As beneficial as DAM is to improving storage efficiency, Thomas Vernersson, president of storage management software vendor Northern (www.northern.net), says the real story lies in data availability in today’s increasingly distributed and collaborative work environments.

“Efficient digital asset management assures that business-critical data is available when needed; that data is streamlined to facilitate efficient, low-impact, timely backups; and that storage devices are kept from filling up,” says Vernersson. “This allows organizations to defer new hardware purchases.”

For all its promise, however, DAM is no magic bullet. Art Powell, president of Trinsic Technologies (www.trinsictech.com), says it may motivate the wrong kinds of behaviors.

“DAM is good for companies that have lots of files, such as images and PDF files, and want a way to catalog what they have for search and retrieval,” says Powell. “However, it’s not necessarily an efficient way to contain storage growth as it can actually encourage users to store everything. If a company is looking for ways to control storage growth, there are much better ways to accomplish this through network policies and implementations.”

Beyond Technology

Powell adds that company-wide policies should outline user responsibilities, possibly defining personal photos and music files, for example, as unacceptable.

“By having the community or firm working in a common data environment, the resulting IT support costs can be dramatically lower,” says Tracy Rosen, principal of the WH Group (www.whgroup.us). “Savings are achieved in time, continuity, and money by using a standard method of creating, reviewing, modifying, and publishing a given set of assets.
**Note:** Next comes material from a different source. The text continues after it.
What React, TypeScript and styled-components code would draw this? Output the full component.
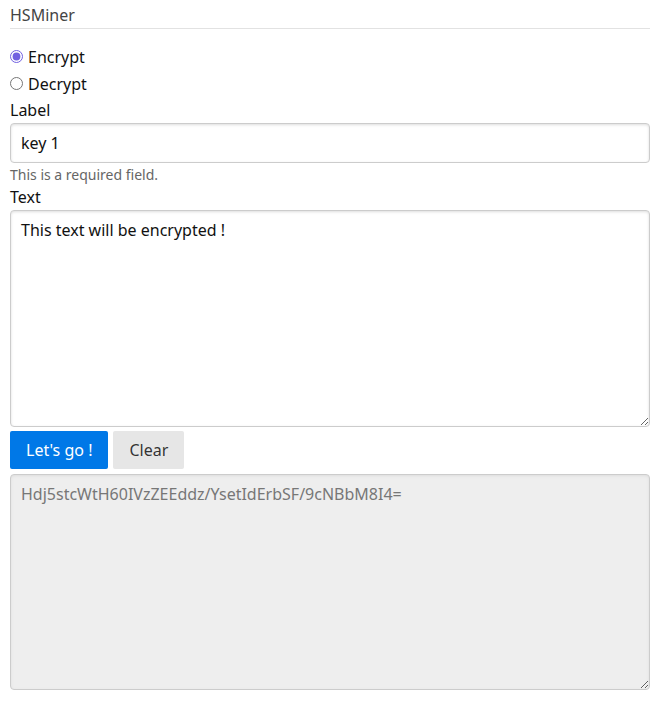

The advantages are speed of asset utilization and reduction in all costs associated with the asset life cycle.”

Organizations interested in implementing DAM must first listen to the leaders and workers who will be most affected by the change.

“One size does not fit all, and feature sets need to be prioritized by actual business need,” says Frank Morris, sector champion of digital technology and content with UK Trade & Investment, adding companies often need to balance the need to centralize repositories with redundancy and distributed availability.

Eye-Opening Cost Benefits

The bottom-line results can be significant, and they’re not limited to static data, either. When applied to redundant software installations, companies can realize major savings here, too.

“In our experience, companies can save anywhere from 20 to 30% on their software bill,” says Ron Halversen, VP of marketing for TriActive (www.systemsmanagementondemand.com), adding the benefits also include 30 to 70% savings in IT costs due to streamlined support requirements. “You can do more with less, and it frees up your time so your IT department can focus on things that add more value to your company.”

As hosted DAM solutions gain momentum, more organizations can take advantage of a more proactive data management maturity without incurring significant upfront capital expense.

“There is a tremendous amount of opportunity to consolidate repositories, provide secure, global access to assets and automate manual processes through DAM,” says Tony Bailey, who leads Acquity Group’s (www.acquitysolutions.com) Content Management team, adding that many of his firm’s manufacturing and distribution clients are already using DAM to automate digital asset distribution to their suppliers and distributors. “It has allowed their marketing teams to focus on higher-value activities and less on mundane and cumbersome click, copy, and ship processes.”

Which points toward a bright future for a technology just now reaching its stride.

“DAM is a great way to aggregate assets and make [them] available in a controlled, cost-effective way to highly fragmented and distributed users,” says WH Group’s Rosen. “If you are clear in your objectives and manage the execution, the potential payback is terrific.”